- _WHAT IS BEING ASKED_:
Below is a listing to transcribe in full and exactly; keep the pictures out.

- _GIVEN INFORMATION_:
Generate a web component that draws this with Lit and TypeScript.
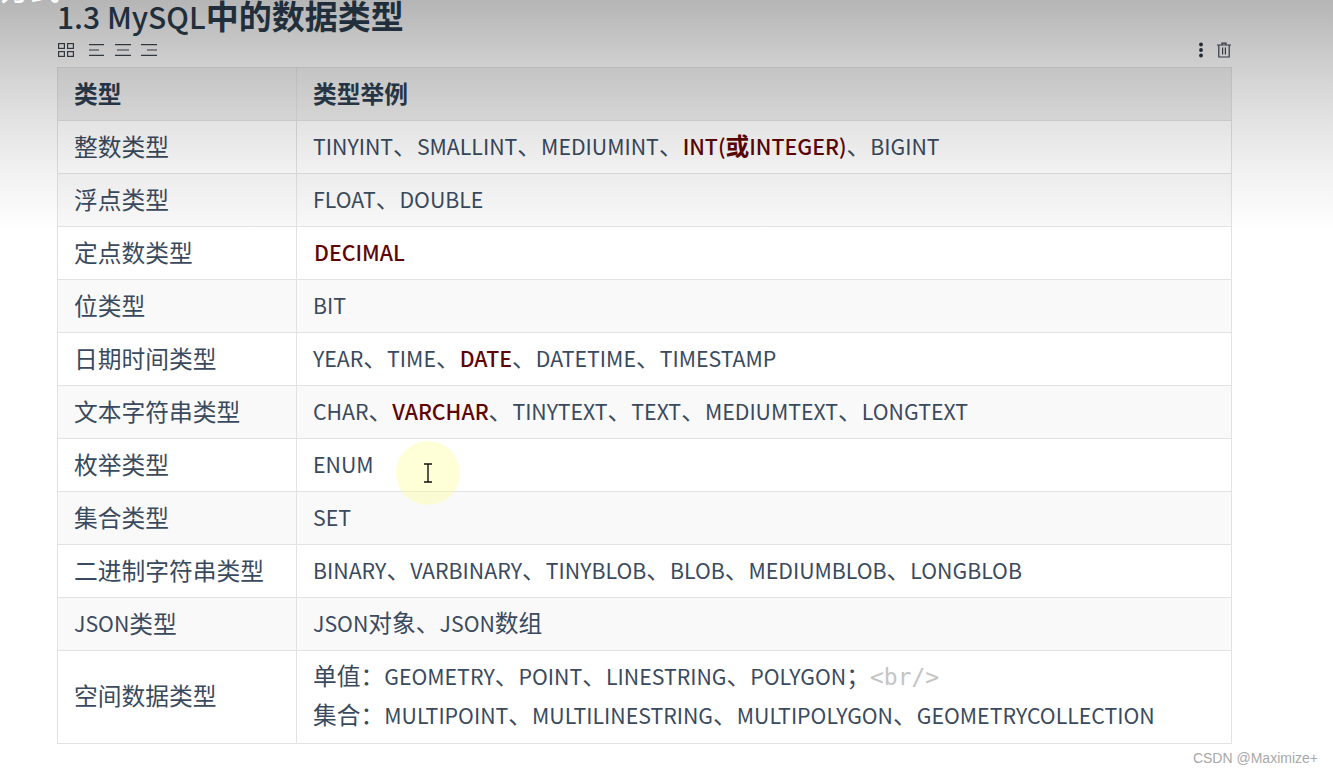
import { LitElement, html, css, svg } from "lit";
import { customElement } from "lit/decorators.js";

/* Latin text in the reference is set smaller than the CJK text around it. */
const t = (s: string) =>
  s
    .split(/([\u3000-\u30ff\u4e00-\u9fff\uff00-\uffef]+)/)
    .filter(Boolean)
    .map((p) =>
      /^[\u3000-\u30ff\u4e00-\u9fff\uff00-\uffef]/.test(p)
        ? html`<span class="cjk">${p}</span>`
        : p
    );

type Row = { name: string; value: unknown };
const b = (s: string) => html`<strong class="hl">${t(s)}</strong>`;

const rows: Row[] = [
  { name: "整数类型", value: html`${t("TINYINT、SMALLINT、MEDIUMINT、")}${b("INT(或INTEGER)")}${t("、BIGINT")}` },
  { name: "浮点类型", value: t("FLOAT、DOUBLE") },
  { name: "定点数类型", value: html`<span class="nudge">${b("DECIMAL")}</span>` },
  { name: "位类型", value: "BIT" },
  { name: "日期时间类型", value: html`${t("YEAR、TIME、")}${b("DATE")}${t("、DATETIME、TIMESTAMP")}` },
  { name: "文本字符串类型", value: html`${t("CHAR、")}${b("VARCHAR")}${t("、TINYTEXT、TEXT、MEDIUMTEXT、LONGTEXT")}` },
  { name: "枚举类型", value: "ENUM" },
  { name: "集合类型", value: "SET" },
  { name: "二进制字符串类型", value: t("BINARY、VARBINARY、TINYBLOB、BLOB、MEDIUMBLOB、LONGBLOB") },
  { name: "JSON类型", value: t("JSON对象、JSON数组") },
  {
    name: "空间数据类型",
    value: html`<div class="ln">${t("单值：GEOMETRY、POINT、LINESTRING、POLYGON；")}<span class="code">&lt;br/&gt;</span></div>
      <div class="ln">${t("集合：MULTIPOINT、MULTILINESTRING、MULTIPOLYGON、GEOMETRYCOLLECTION")}</div>`,
  },
];

const icon = (w: number, body: unknown) =>
  html`<svg width="${w}" height="16" viewBox="0 0 ${w} 16" fill="none" stroke="#3c4650" stroke-width="1.2">${body}</svg>`;

@customElement("app-root")
export class AppRoot extends LitElement {
  static styles = css`
    :host {
      display: block;
      position: relative;
      height: 773px;
      overflow: hidden;
      background: #fff;
      font-family: "Noto Sans CJK SC", "Noto Sans", sans-serif;
      color: #3a4a5e;
    }
    .page {
      padding: 0 101px 0 57px;
      display: flex;
      flex-direction: column;
    }
    h1 {
      margin: 0;
      height: 35px;
      font-size: 30px;
      line-height: 30px;
      font-weight: 500;
      color: #2c3e50;
      white-space: nowrap;
    }
    h1 strong {
      font-size: 33px;
      font-weight: 700;
    }
    .tools {
      height: 32px;
      display: flex;
      align-items: center;
      justify-content: space-between;
      padding: 0 1px 2px 1px;
      box-sizing: border-box;
    }
    .group {
      display: flex;
      align-items: center;
      gap: 10px;
    }
    .group.right {
      gap: 13px;
    }
    .group svg {
      display: block;
    }
    .group.left svg:first-child {
      margin-right: 5px;
    }
    table {
      width: 100%;
      table-layout: fixed;
      border-collapse: collapse;
      font-size: 21.3px;
    }
    th,
    td {
      border: 1px solid #e2e2e2;
      padding: 0 16px 4px;
      height: 48px;
      box-sizing: content-box;
      text-align: left;
      white-space: nowrap;
      line-height: 39px;
      font-weight: 400;
    }
    .cjk,
    .big {
      font-size: 23.75px;
    }
    td.name .cjk {
      vertical-align: -1px;
    }
    th {
      font-weight: 700;
      background: #f0f0f0;
      color: #2c3e50;
    }
    .c1 {
      width: 206px;
    }
    tbody tr:nth-child(even) td {
      background: #f9f9f9;
    }
    .hl {
      color: #5f0505;
      font-weight: 500;
    }
    .hl .cjk {
      font-weight: 700;
    }
    .nudge {
      margin-left: 1px;
    }
    .code {
      font-family: "DejaVu Sans Mono", "Liberation Mono", monospace;
      font-size: 23px;
      color: #c4c4c4;
    }
    .ln {
      height: 39px;
    }
    tr.tall td {
      height: 86px;
      padding-bottom: 6px;
    }
    .shade {
      position: absolute;
      inset: 0 0 auto 0;
      height: 232px;
      pointer-events: none;
      background: linear-gradient(
        to bottom,
        rgba(0, 0, 0, 0.29) 0,
        rgba(0, 0, 0, 0.18) 70px,
        rgba(0, 0, 0, 0.105) 125px,
        rgba(0, 0, 0, 0.05) 175px,
        rgba(0, 0, 0, 0) 232px
      );
    }
    .cap {
      position: absolute;
      left: 0;
      top: -31px;
      font-size: 30px;
      line-height: 36px;
      font-weight: 500;
      color: #fff;
    }
    .halo {
      position: absolute;
      left: 396px;
      top: 441px;
      width: 64px;
      height: 64px;
      border-radius: 50%;
      background: rgba(255, 255, 160, 0.42);
      pointer-events: none;
    }
    .caret {
      position: absolute;
      left: 423px;
      top: 463px;
      display: block;
    }
    .mark {
      position: absolute;
      right: 15px;
      top: 749px;
      font-family: "Liberation Sans", Arial, sans-serif;
      font-size: 14px;
      line-height: 18px;
      color: #a8a8a8;
    }
  `;

  render() {
    return html`
      <div class="page">
        <h1>1.3 MySQL<strong>中的数据类型</strong></h1>
        <div class="tools">
          <div class="group left">
            ${icon(16, svg`<rect x=".6" y="1.6" width="5.8" height="4.8"/><rect x="9.6" y="1.6" width="5.8" height="4.8"/><rect x=".6" y="9.6" width="5.8" height="4.8"/><rect x="9.6" y="9.6" width="5.8" height="4.8"/>`)}
            ${icon(16, svg`<path d="M0 2.6h15M0 8h10M0 13.4h15"/>`)}
            ${icon(16, svg`<path d="M0 2.6h16M2 8h12M0 13.4h16"/>`)}
            ${icon(16, svg`<path d="M0 2.6h16M6 8h10M0 13.4h16"/>`)}
          </div>
          <div class="group right">
            <svg width="6" height="16" viewBox="0 0 6 16" fill="#2c3440"><circle cx="3" cy="2.5" r="1.9"/><circle cx="3" cy="8" r="1.9"/><circle cx="3" cy="13.5" r="1.9"/></svg>
            ${icon(14, svg`<path d="M0 3h14M5 3V1.2h4V3M1.8 3v12h10.4V3M5.6 5.5v7M8.4 5.5v7"/>`)}
          </div>
        </div>
        <table>
          <thead>
            <tr><th class="c1 big">类型</th><th class="big">类型举例</th></tr>
          </thead>
          <tbody>
            ${rows.map(
              (r, i) => html`<tr class="${i === rows.length - 1 ? "tall" : ""}">
                <td class="name">${t(r.name)}</td>
                <td>${r.value}</td>
              </tr>`
            )}
          </tbody>
        </table>
      </div>
      <div class="shade"></div>
      <div class="cap">方式</div>
      <div class="halo"></div>
      <svg class="caret" width="10" height="20" viewBox="0 0 10 20" fill="none" stroke="#111" stroke-width="1.4"><path d="M1 1h8M5 1v18M1 19h8"/></svg>
      <div class="mark">CSDN @Maximize+</div>
    `;
  }
}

- _REPLY_:
Generate a web component that draws this with Lit and TypeScript.
import { LitElement, html, css, svg } from "lit";
import { customElement } from "lit/decorators.js";

/* Latin text in the reference is set smaller than the CJK text around it. */
const t = (s: string) =>
  s
    .split(/([\u3000-\u30ff\u4e00-\u9fff\uff00-\uffef]+)/)
    .filter(Boolean)
    .map((p) =>
      /^[\u3000-\u30ff\u4e00-\u9fff\uff00-\uffef]/.test(p)
        ? html`<span class="cjk">${p}</span>`
        : p
    );

type Row = { name: string; value: unknown };
const b = (s: string) => html`<strong class="hl">${t(s)}</strong>`;

const rows: Row[] = [
  { name: "整数类型", value: html`${t("TINYINT、SMALLINT、MEDIUMINT、")}${b("INT(或INTEGER)")}${t("、BIGINT")}` },
  { name: "浮点类型", value: t("FLOAT、DOUBLE") },
  { name: "定点数类型", value: html`<span class="nudge">${b("DECIMAL")}</span>` },
  { name: "位类型", value: "BIT" },
  { name: "日期时间类型", value: html`${t("YEAR、TIME、")}${b("DATE")}${t("、DATETIME、TIMESTAMP")}` },
  { name: "文本字符串类型", value: html`${t("CHAR、")}${b("VARCHAR")}${t("、TINYTEXT、TEXT、MEDIUMTEXT、LONGTEXT")}` },
  { name: "枚举类型", value: "ENUM" },
  { name: "集合类型", value: "SET" },
  { name: "二进制字符串类型", value: t("BINARY、VARBINARY、TINYBLOB、BLOB、MEDIUMBLOB、LONGBLOB") },
  { name: "JSON类型", value: t("JSON对象、JSON数组") },
  {
    name: "空间数据类型",
    value: html`<div class="ln">${t("单值：GEOMETRY、POINT、LINESTRING、POLYGON；")}<span class="code">&lt;br/&gt;</span></div>
      <div class="ln">${t("集合：MULTIPOINT、MULTILINESTRING、MULTIPOLYGON、GEOMETRYCOLLECTION")}</div>`,
  },
];

const icon = (w: number, body: unknown) =>
  html`<svg width="${w}" height="16" viewBox="0 0 ${w} 16" fill="none" stroke="#3c4650" stroke-width="1.2">${body}</svg>`;

@customElement("app-root")
export class AppRoot extends LitElement {
  static styles = css`
    :host {
      display: block;
      position: relative;
      height: 773px;
      overflow: hidden;
      background: #fff;
      font-family: "Noto Sans CJK SC", "Noto Sans", sans-serif;
      color: #3a4a5e;
    }
    .page {
      padding: 0 101px 0 57px;
      display: flex;
      flex-direction: column;
    }
    h1 {
      margin: 0;
      height: 35px;
      font-size: 30px;
      line-height: 30px;
      font-weight: 500;
      color: #2c3e50;
      white-space: nowrap;
    }
    h1 strong {
      font-size: 33px;
      font-weight: 700;
    }
    .tools {
      height: 32px;
      display: flex;
      align-items: center;
      justify-content: space-between;
      padding: 0 1px 2px 1px;
      box-sizing: border-box;
    }
    .group {
      display: flex;
      align-items: center;
      gap: 10px;
    }
    .group.right {
      gap: 13px;
    }
    .group svg {
      display: block;
    }
    .group.left svg:first-child {
      margin-right: 5px;
    }
    table {
      width: 100%;
      table-layout: fixed;
      border-collapse: collapse;
      font-size: 21.3px;
    }
    th,
    td {
      border: 1px solid #e2e2e2;
      padding: 0 16px 4px;
      height: 48px;
      box-sizing: content-box;
      text-align: left;
      white-space: nowrap;
      line-height: 39px;
      font-weight: 400;
    }
    .cjk,
    .big {
      font-size: 23.75px;
    }
    td.name .cjk {
      vertical-align: -1px;
    }
    th {
      font-weight: 700;
      background: #f0f0f0;
      color: #2c3e50;
    }
    .c1 {
      width: 206px;
    }
    tbody tr:nth-child(even) td {
      background: #f9f9f9;
    }
    .hl {
      color: #5f0505;
      font-weight: 500;
    }
    .hl .cjk {
      font-weight: 700;
    }
    .nudge {
      margin-left: 1px;
    }
    .code {
      font-family: "DejaVu Sans Mono", "Liberation Mono", monospace;
      font-size: 23px;
      color: #c4c4c4;
    }
    .ln {
      height: 39px;
    }
    tr.tall td {
      height: 86px;
      padding-bottom: 6px;
    }
    .shade {
      position: absolute;
      inset: 0 0 auto 0;
      height: 232px;
      pointer-events: none;
      background: linear-gradient(
        to bottom,
        rgba(0, 0, 0, 0.29) 0,
        rgba(0, 0, 0, 0.18) 70px,
        rgba(0, 0, 0, 0.105) 125px,
        rgba(0, 0, 0, 0.05) 175px,
        rgba(0, 0, 0, 0) 232px
      );
    }
    .cap {
      position: absolute;
      left: 0;
      top: -31px;
      font-size: 30px;
      line-height: 36px;
      font-weight: 500;
      color: #fff;
    }
    .halo {
      position: absolute;
      left: 396px;
      top: 441px;
      width: 64px;
      height: 64px;
      border-radius: 50%;
      background: rgba(255, 255, 160, 0.42);
      pointer-events: none;
    }
    .caret {
      position: absolute;
      left: 423px;
      top: 463px;
      display: block;
    }
    .mark {
      position: absolute;
      right: 15px;
      top: 749px;
      font-family: "Liberation Sans", Arial, sans-serif;
      font-size: 14px;
      line-height: 18px;
      color: #a8a8a8;
    }
  `;

  render() {
    return html`
      <div class="page">
        <h1>1.3 MySQL<strong>中的数据类型</strong></h1>
        <div class="tools">
          <div class="group left">
            ${icon(16, svg`<rect x=".6" y="1.6" width="5.8" height="4.8"/><rect x="9.6" y="1.6" width="5.8" height="4.8"/><rect x=".6" y="9.6" width="5.8" height="4.8"/><rect x="9.6" y="9.6" width="5.8" height="4.8"/>`)}
            ${icon(16, svg`<path d="M0 2.6h15M0 8h10M0 13.4h15"/>`)}
            ${icon(16, svg`<path d="M0 2.6h16M2 8h12M0 13.4h16"/>`)}
            ${icon(16, svg`<path d="M0 2.6h16M6 8h10M0 13.4h16"/>`)}
          </div>
          <div class="group right">
            <svg width="6" height="16" viewBox="0 0 6 16" fill="#2c3440"><circle cx="3" cy="2.5" r="1.9"/><circle cx="3" cy="8" r="1.9"/><circle cx="3" cy="13.5" r="1.9"/></svg>
            ${icon(14, svg`<path d="M0 3h14M5 3V1.2h4V3M1.8 3v12h10.4V3M5.6 5.5v7M8.4 5.5v7"/>`)}
          </div>
        </div>
        <table>
          <thead>
            <tr><th class="c1 big">类型</th><th class="big">类型举例</th></tr>
          </thead>
          <tbody>
            ${rows.map(
              (r, i) => html`<tr class="${i === rows.length - 1 ? "tall" : ""}">
                <td class="name">${t(r.name)}</td>
                <td>${r.value}</td>
              </tr>`
            )}
          </tbody>
        </table>
      </div>
      <div class="shade"></div>
      <div class="cap">方式</div>
      <div class="halo"></div>
      <svg class="caret" width="10" height="20" viewBox="0 0 10 20" fill="none" stroke="#111" stroke-width="1.4"><path d="M1 1h8M5 1v18M1 19h8"/></svg>
      <div class="mark">CSDN @Maximize+</div>
    `;
  }
}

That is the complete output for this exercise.